### Short exercise
State how many lines of the entries hold the string "component", and nothing more.

### Task data
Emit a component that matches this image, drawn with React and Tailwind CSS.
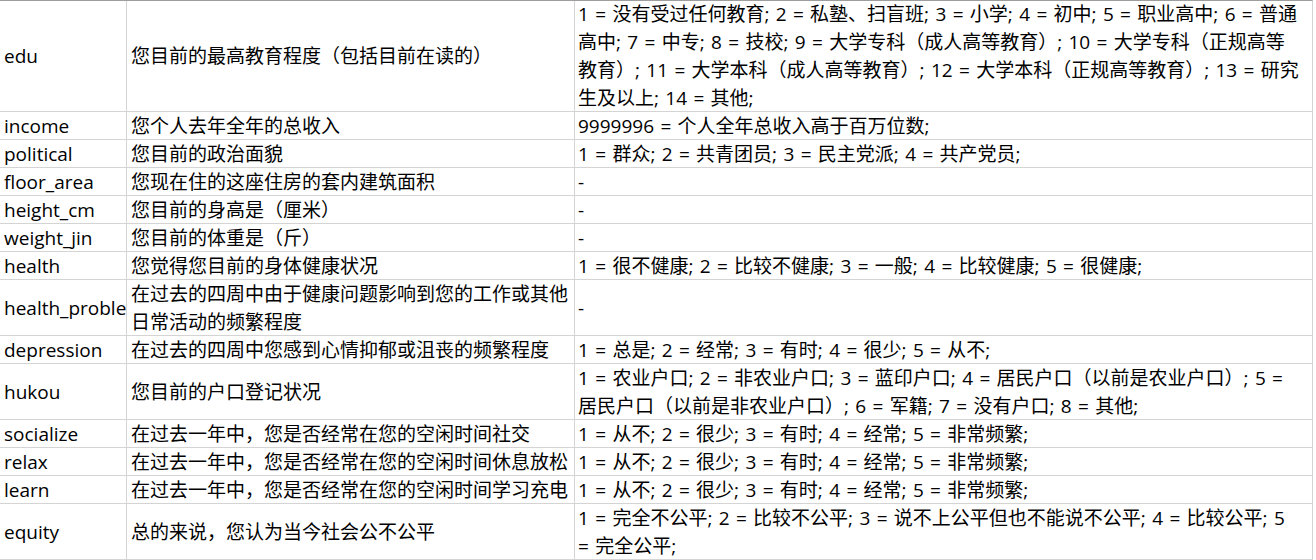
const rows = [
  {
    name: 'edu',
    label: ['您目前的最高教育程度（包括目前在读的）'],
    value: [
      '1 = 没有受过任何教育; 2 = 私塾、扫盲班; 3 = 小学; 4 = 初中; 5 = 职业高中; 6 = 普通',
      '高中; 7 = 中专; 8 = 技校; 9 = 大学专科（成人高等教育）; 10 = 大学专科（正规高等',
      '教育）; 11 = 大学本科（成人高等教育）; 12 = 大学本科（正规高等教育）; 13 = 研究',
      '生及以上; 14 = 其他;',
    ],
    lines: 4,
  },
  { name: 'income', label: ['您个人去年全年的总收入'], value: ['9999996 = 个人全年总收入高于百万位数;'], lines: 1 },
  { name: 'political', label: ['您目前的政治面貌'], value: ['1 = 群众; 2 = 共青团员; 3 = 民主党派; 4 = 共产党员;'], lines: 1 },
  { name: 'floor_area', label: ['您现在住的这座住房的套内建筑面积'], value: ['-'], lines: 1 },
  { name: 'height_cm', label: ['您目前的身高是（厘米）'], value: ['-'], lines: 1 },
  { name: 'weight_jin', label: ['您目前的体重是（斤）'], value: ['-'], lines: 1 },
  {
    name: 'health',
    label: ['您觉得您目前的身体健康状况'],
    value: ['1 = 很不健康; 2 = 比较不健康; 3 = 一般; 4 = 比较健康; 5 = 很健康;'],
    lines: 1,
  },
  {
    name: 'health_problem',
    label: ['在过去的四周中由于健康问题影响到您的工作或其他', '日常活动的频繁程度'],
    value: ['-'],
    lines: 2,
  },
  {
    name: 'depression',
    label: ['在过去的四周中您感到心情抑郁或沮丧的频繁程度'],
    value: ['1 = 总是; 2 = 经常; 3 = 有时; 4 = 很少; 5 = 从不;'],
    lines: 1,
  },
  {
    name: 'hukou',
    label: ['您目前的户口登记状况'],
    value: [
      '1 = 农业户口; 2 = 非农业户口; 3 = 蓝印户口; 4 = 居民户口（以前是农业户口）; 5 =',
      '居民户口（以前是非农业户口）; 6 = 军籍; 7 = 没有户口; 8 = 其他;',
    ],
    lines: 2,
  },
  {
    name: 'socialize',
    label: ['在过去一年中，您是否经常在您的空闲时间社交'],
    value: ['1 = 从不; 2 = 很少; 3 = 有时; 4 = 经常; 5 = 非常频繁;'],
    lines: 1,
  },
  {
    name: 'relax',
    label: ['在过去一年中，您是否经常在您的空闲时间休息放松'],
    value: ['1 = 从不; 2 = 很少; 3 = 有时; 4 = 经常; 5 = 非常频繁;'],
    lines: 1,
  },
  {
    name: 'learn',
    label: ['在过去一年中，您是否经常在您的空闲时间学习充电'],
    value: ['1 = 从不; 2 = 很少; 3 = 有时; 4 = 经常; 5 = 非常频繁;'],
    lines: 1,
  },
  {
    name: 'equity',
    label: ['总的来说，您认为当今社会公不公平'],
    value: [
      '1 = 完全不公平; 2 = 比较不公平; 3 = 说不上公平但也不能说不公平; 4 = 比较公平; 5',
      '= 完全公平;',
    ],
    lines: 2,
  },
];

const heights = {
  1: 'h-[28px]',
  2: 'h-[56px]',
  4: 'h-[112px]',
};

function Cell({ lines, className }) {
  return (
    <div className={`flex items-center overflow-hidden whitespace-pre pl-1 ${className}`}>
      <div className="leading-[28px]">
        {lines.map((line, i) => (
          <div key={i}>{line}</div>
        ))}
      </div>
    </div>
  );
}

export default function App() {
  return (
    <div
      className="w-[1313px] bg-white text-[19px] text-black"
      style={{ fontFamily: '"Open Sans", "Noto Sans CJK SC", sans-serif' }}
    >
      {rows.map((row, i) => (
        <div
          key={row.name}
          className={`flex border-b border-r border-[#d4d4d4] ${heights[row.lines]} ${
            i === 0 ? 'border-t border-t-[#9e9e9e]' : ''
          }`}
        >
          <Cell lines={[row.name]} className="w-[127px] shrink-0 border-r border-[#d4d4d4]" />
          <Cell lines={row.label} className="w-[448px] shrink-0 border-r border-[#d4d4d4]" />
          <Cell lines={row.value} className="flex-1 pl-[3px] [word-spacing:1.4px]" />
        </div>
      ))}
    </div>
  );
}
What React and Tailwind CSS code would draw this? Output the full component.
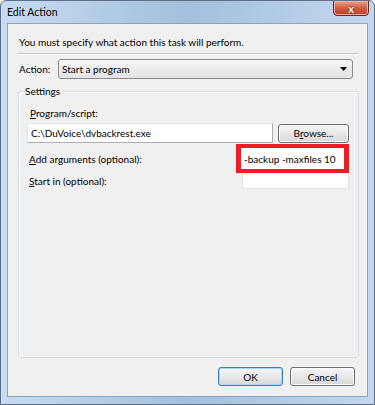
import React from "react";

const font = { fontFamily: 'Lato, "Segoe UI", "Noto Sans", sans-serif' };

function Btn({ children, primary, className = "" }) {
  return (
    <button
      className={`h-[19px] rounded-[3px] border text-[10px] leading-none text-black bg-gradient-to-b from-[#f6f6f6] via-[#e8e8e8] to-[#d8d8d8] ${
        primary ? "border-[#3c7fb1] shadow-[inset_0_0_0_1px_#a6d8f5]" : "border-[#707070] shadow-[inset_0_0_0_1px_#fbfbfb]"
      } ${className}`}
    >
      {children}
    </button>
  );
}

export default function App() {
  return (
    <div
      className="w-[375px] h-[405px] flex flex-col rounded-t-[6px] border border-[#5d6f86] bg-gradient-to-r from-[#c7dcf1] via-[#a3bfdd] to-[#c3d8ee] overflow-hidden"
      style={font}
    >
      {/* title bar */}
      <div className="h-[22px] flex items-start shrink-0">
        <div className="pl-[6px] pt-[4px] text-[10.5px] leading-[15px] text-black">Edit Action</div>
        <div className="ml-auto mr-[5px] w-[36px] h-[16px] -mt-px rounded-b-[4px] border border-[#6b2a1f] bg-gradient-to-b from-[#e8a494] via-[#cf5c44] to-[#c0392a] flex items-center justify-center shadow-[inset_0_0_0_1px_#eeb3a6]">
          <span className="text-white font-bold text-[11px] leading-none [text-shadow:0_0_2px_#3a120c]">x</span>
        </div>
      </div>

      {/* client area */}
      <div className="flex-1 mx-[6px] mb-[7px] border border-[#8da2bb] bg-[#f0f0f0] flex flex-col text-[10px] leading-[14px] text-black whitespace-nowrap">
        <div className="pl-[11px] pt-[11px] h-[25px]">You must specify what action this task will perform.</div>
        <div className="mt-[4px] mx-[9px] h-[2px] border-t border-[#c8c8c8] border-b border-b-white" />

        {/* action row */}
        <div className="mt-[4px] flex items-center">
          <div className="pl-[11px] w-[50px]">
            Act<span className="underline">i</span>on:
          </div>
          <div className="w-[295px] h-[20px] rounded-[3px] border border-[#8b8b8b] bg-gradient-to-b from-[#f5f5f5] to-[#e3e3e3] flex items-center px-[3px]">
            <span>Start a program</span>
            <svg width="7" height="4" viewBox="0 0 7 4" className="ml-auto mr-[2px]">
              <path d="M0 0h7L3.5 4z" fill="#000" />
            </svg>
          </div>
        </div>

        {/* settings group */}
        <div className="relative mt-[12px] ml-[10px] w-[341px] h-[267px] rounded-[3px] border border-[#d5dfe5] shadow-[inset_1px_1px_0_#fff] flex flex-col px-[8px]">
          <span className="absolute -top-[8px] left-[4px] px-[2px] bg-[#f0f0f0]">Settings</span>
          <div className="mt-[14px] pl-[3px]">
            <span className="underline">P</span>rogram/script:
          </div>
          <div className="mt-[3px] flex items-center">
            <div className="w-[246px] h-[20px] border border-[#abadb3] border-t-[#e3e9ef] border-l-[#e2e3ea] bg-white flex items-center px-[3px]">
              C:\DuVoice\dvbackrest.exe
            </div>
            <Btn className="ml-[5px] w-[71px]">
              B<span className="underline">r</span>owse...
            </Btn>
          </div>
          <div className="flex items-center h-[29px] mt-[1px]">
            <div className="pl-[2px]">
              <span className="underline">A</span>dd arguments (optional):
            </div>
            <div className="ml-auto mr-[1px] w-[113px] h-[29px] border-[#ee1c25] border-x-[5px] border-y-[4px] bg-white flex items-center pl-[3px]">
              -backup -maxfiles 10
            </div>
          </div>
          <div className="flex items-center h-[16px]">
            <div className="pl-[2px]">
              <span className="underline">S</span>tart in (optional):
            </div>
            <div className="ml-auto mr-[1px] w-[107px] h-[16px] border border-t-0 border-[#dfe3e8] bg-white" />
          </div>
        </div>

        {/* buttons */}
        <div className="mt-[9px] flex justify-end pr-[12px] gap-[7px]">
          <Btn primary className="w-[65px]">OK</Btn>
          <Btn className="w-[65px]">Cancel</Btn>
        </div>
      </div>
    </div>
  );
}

### The solution
2